I’m a fiction podcaster. Right now, I’m telling a sci-fi adventure story about a huntress of the fantasy future who is employed by her government to kill off the world’s most wanted criminals. And to get specific, the plot of the podcast follows this incredibly decorated career hunter as she hunts down the first bad guy she’s ever had serious trouble catching. I think the thing that sets this story apart is the way I incorporate narrative voice. The show is meant to feel like a very good friend is very excitedly telling you about this show she just watched and that she loved—conversational, casual, energetic, and fun. But it also utilizes sound design and music and that’s what gives it a little more polished feel than me just mouthing off about these characters. I’m proud of the story I’m telling and the fact that I’m getting to tell it exactly the way that I want and in a way that utilizes the aspects of being storyteller that most suits me. I was a theatre major with a performance emphasis in college and I’ve been writing adventure stories since I began formally calling myself a writer so, in a lot of ways, this medium feels like it was designed for me and my style of storytelling.

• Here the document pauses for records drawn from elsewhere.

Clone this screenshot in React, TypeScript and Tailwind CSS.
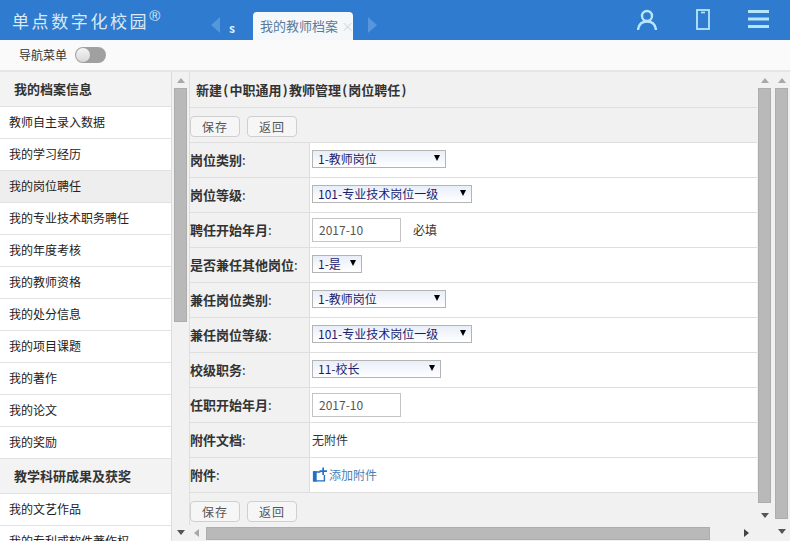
import React from 'react';

const font = { fontFamily: '"Noto Sans CJK SC", sans-serif' };

const sideItems1 = ['教师自主录入数据', '我的学习经历', '我的岗位聘任', '我的专业技术职务聘任', '我的年度考核', '我的教师资格', '我的处分信息', '我的项目课题', '我的著作', '我的论文', '我的奖励'];
const sideItems2 = ['我的文艺作品', '我的专利或软件著作权'];

const SideRow: React.FC<{ label: string; active?: boolean }> = ({ label, active }) => (
  <div className={`h-[32px] shrink-0 flex items-center pl-[9px] pb-[2px] border-b border-[#e2e2e2] text-[12px] text-[#222] whitespace-nowrap ${active ? 'bg-[#eeeeee]' : 'bg-white'}`}>
    {label}
  </div>
);

const SideHeader: React.FC<{ label: string }> = ({ label }) => (
  <div className="h-[35px] shrink-0 flex items-center pl-[14px] pb-[1px] bg-[#f3f3f3] border-b border-[#e2e2e2] text-[13px] font-bold text-[#333]">
    {label}
  </div>
);

const Up = () => <div className="w-0 h-0 border-x-[4px] border-x-transparent border-b-[5px] border-b-[#a8a8a8]" />;
const Down = () => <div className="w-0 h-0 border-x-[4px] border-x-transparent border-t-[5px] border-t-[#555]" />;

const VScroll: React.FC<{ thumb: string; gap: string; width: string }> = ({ thumb, gap, width }) => (
  <div className={`${width} shrink-0 h-full flex flex-col items-center bg-[#f1f1f1] pt-[6px]`}>
    <Up />
    <div className={`${thumb} w-[13px] mt-[5px] bg-[#b9b9b9] border border-[#adadad]`} />
    <div className={gap} />
    <Down />
  </div>
);

const Select: React.FC<{ value: string; w: string }> = ({ value, w }) => (
  <div className={`relative ${w} h-[18px] mb-[3px] border border-[#b4b4b4] bg-gradient-to-b from-[#e8eef8] to-white flex items-center pl-[5px] text-[12px] leading-none text-[#1c1c6e]`}>
    {value}
    <span className="absolute right-[5px] top-[4px] w-0 h-0 border-x-[3.5px] border-x-transparent border-t-[6px] border-t-black" />
  </div>
);

const Input = () => (
  <div className="w-[89px] h-[24px] border border-[#c4c4c4] bg-white flex items-center pl-[6px] text-[12px] text-[#555]">2017-10</div>
);

const Btn: React.FC<{ label: string }> = ({ label }) => (
  <button className="w-[50px] h-[21px] border border-[#cfcfcf] rounded-[4px] bg-[#f6f6f6] text-[12px] leading-none tracking-[1px] text-[#555]">{label}</button>
);

const Row: React.FC<{ label: string; children: React.ReactNode }> = ({ label, children }) => (
  <div className="h-[35px] flex border-b border-[#dedede]">
    <div className="w-[120px] shrink-0 flex items-center border-r border-[#dedede] text-[13px] font-bold text-[#333] whitespace-nowrap">
      {label}<span className="font-normal">:</span>
    </div>
    <div className="flex-1 bg-white flex items-center gap-[12px] pl-[2px] text-[12px] text-[#333]">{children}</div>
  </div>
);

const Paren: React.FC<{ c: string }> = ({ c }) => <span className="mx-[1.25px]">{c}</span>;

export default function App() {
  return (
    <div className="w-[790px] h-[541px] overflow-hidden bg-[#f1f1f1] flex flex-col" style={font}>
      <header className="h-[40px] shrink-0 bg-[#2e7bcf] flex relative">
        <div className="w-[205px] pl-[12px] pt-[9px] text-[17px] leading-[24px] tracking-[2.6px] text-[#dce9f6] whitespace-nowrap">
          单点数字化校园<sup className="font-['Liberation_Sans'] text-[15px] tracking-normal">®</sup>
        </div>
        <div className="flex items-end">
          <div className="mb-[7px] ml-[6px] w-0 h-0 border-y-[8px] border-y-transparent border-r-[9px] border-r-[#5596dc]" />
          <span className="ml-[9px] w-[24px] mb-[6px] text-[12px] leading-none font-bold text-[#e4eef8]">s</span>
          <div className="w-[100px] h-[28px] bg-[#f4f8fb] rounded-t-[4px] flex items-center pl-[7px] text-[13px] text-[#5a7a9a] whitespace-nowrap">
            我的教师档案<span className="ml-[3px] text-[13px] text-[#cfd8e0]">×</span>
          </div>
          <div className="mb-[7px] ml-[15px] w-0 h-0 border-y-[8px] border-y-transparent border-l-[9px] border-l-[#5596dc]" />
        </div>
        <div className="ml-auto flex items-center pr-[21px] pb-[2px] text-[#b5e6fb]">
          <svg width="20" height="21" viewBox="0 0 20 21" fill="none" stroke="currentColor" strokeWidth="2.4">
            <circle cx="10" cy="7" r="5" />
            <path d="M1 21c.6-5 3.800-8.500 9-8.500s8.400 3.500 9 8.500" />
          </svg>
          <svg className="ml-[39px]" width="14" height="21" viewBox="0 0 14 21" fill="none" stroke="currentColor" strokeWidth="1.800">
            <rect x="1" y="1" width="12" height="19" />
            <path d="M5 3.500h4" strokeWidth="1.600" />
          </svg>
          <svg className="ml-[38px]" width="21" height="18" viewBox="0 0 21 18" fill="currentColor">
            <rect y="0" width="21" height="3" />
            <rect y="7.500" width="21" height="3" />
            <rect y="15" width="21" height="3" />
          </svg>
        </div>
      </header>

      <div className="h-[30px] shrink-0 bg-[#f9faf9] flex items-center pl-[19px] pb-[1px] text-[12px] text-[#333] gap-[8px]">
        导航菜单
        <div className="w-[31px] h-[16px] rounded-full bg-[#a0a0a0] flex items-center pl-[1px]">
          <div className="w-[14px] h-[14px] rounded-full bg-gradient-to-b from-[#f5f5f5] to-[#d8d8d8]" />
        </div>
      </div>

      <div className="h-[471px] flex border-t-2 border-[#e6e6e6] overflow-hidden">
        <aside className="w-[172px] shrink-0 bg-white flex flex-col overflow-hidden border-r border-[#dcdcdc]">
          <SideHeader label="我的档案信息" />
          {sideItems1.map(s => <SideRow key={s} label={s} active={s === '我的岗位聘任'} />)}
          <SideHeader label="教学科研成果及获奖" />
          {sideItems2.map(s => <SideRow key={s} label={s} />)}
        </aside>

        <VScroll width="w-[17px]" thumb="h-[234px]" gap="h-[208px]" />

        <div className="w-[582px] shrink-0 flex flex-col">
          <div className="h-[453px] flex">
            <main className="w-[569px] shrink-0 pr-[1px] flex flex-col border-l border-[#dedede]">
              <div className="h-[36px] shrink-0 flex items-center pl-[6px] border-b border-[#dedede] text-[13px] font-bold text-[#333] whitespace-nowrap">
                新建<Paren c="(" />中职通用<Paren c=")" />教师管理<Paren c="(" />岗位聘任<Paren c=")" />
              </div>
              <div className="h-[35px] shrink-0 flex items-center gap-[7px] pt-[3px] border-b border-[#dedede]">
                <Btn label="保存" />
                <Btn label="返回" />
              </div>
              <Row label="岗位类别"><Select value="1-教师岗位" w="w-[134px]" /></Row>
              <Row label="岗位等级"><Select value="101-专业技术岗位一级" w="w-[160px]" /></Row>
              <Row label="聘任开始年月"><Input /><span>必填</span></Row>
              <Row label="是否兼任其他岗位"><Select value="1-是" w="w-[50px]" /></Row>
              <Row label="兼任岗位类别"><Select value="1-教师岗位" w="w-[134px]" /></Row>
              <Row label="兼任岗位等级"><Select value="101-专业技术岗位一级" w="w-[160px]" /></Row>
              <Row label="校级职务"><Select value="11-校长" w="w-[129px]" /></Row>
              <Row label="任职开始年月"><Input /></Row>
              <Row label="附件文档"><span>无附件</span></Row>
              <Row label="附件">
                <span className="flex items-center gap-[2px] text-[#4a7fb5]">
                  <svg width="15" height="16" viewBox="0 0 16 16" className="shrink-0">
                    <path d="M1 4h8v1.500H2.500v8h10V8H14v7H1z" fill="#1f72c4" />
                    <rect x="1" y="4" width="4" height="11" fill="#1f72c4" />
                    <path d="M11 0h1.800v3H16v1.800h-3.200V8H11V4.800H8V3h3z" fill="#1f72c4" />
                  </svg>
                  添加附件
                </span>
              </Row>
              <div className="pt-[8px] flex gap-[7px]">
                <Btn label="保存" />
                <Btn label="返回" />
              </div>
            </main>
            <VScroll width="w-[13px]" thumb="h-[415px]" gap="h-[10px]" />
          </div>
          <div className="flex-1 flex items-center">
            <div className="ml-[5px] w-0 h-0 border-y-[4px] border-y-transparent border-r-[5px] border-r-[#a8a8a8]" />
            <div className="ml-[7px] w-[504px] h-[13px] bg-[#b9b9b9] border border-[#adadad]" />
            <div className="ml-[34px] w-0 h-0 border-y-[4px] border-y-transparent border-l-[5px] border-l-[#444]" />
          </div>
        </div>

        <VScroll width="w-[19px] pl-[2px]" thumb="h-[431px]" gap="h-[10px]" />
      </div>
    </div>
  );
}
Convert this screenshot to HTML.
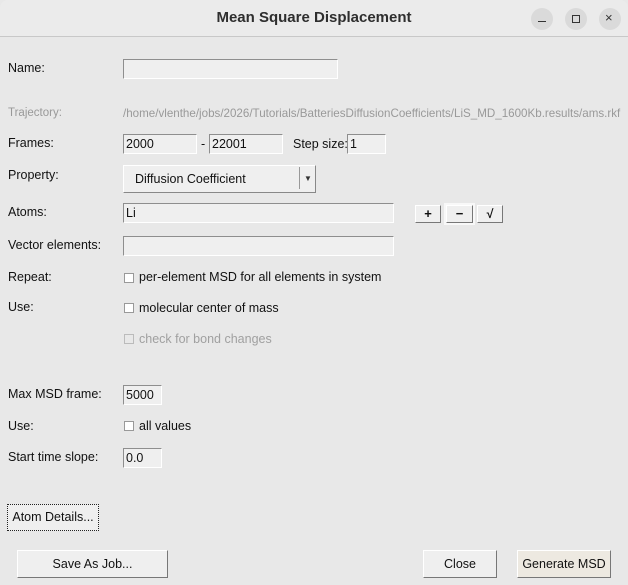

What is “success” or “successful” for you?
Success for me is putting work into the world that changes the way people view it and themselves, preferably in an incredibly positive way. When I look back at the first season of the Vega podcast, if I never put out anything else, I can say that I’m proud of my contribution to the culture. It’s about that for me. I don’t want to just entertain people for twenty to thirty minutes at a time, I want to put out pieces of culture that make the world feel a little more story-rich if I can use a term that essentially explains itself. I also want to be able to create these impactful kinds of stories on a full-time basis. If I can be a full-time storyteller on my own terms, I would definitely define that as winning.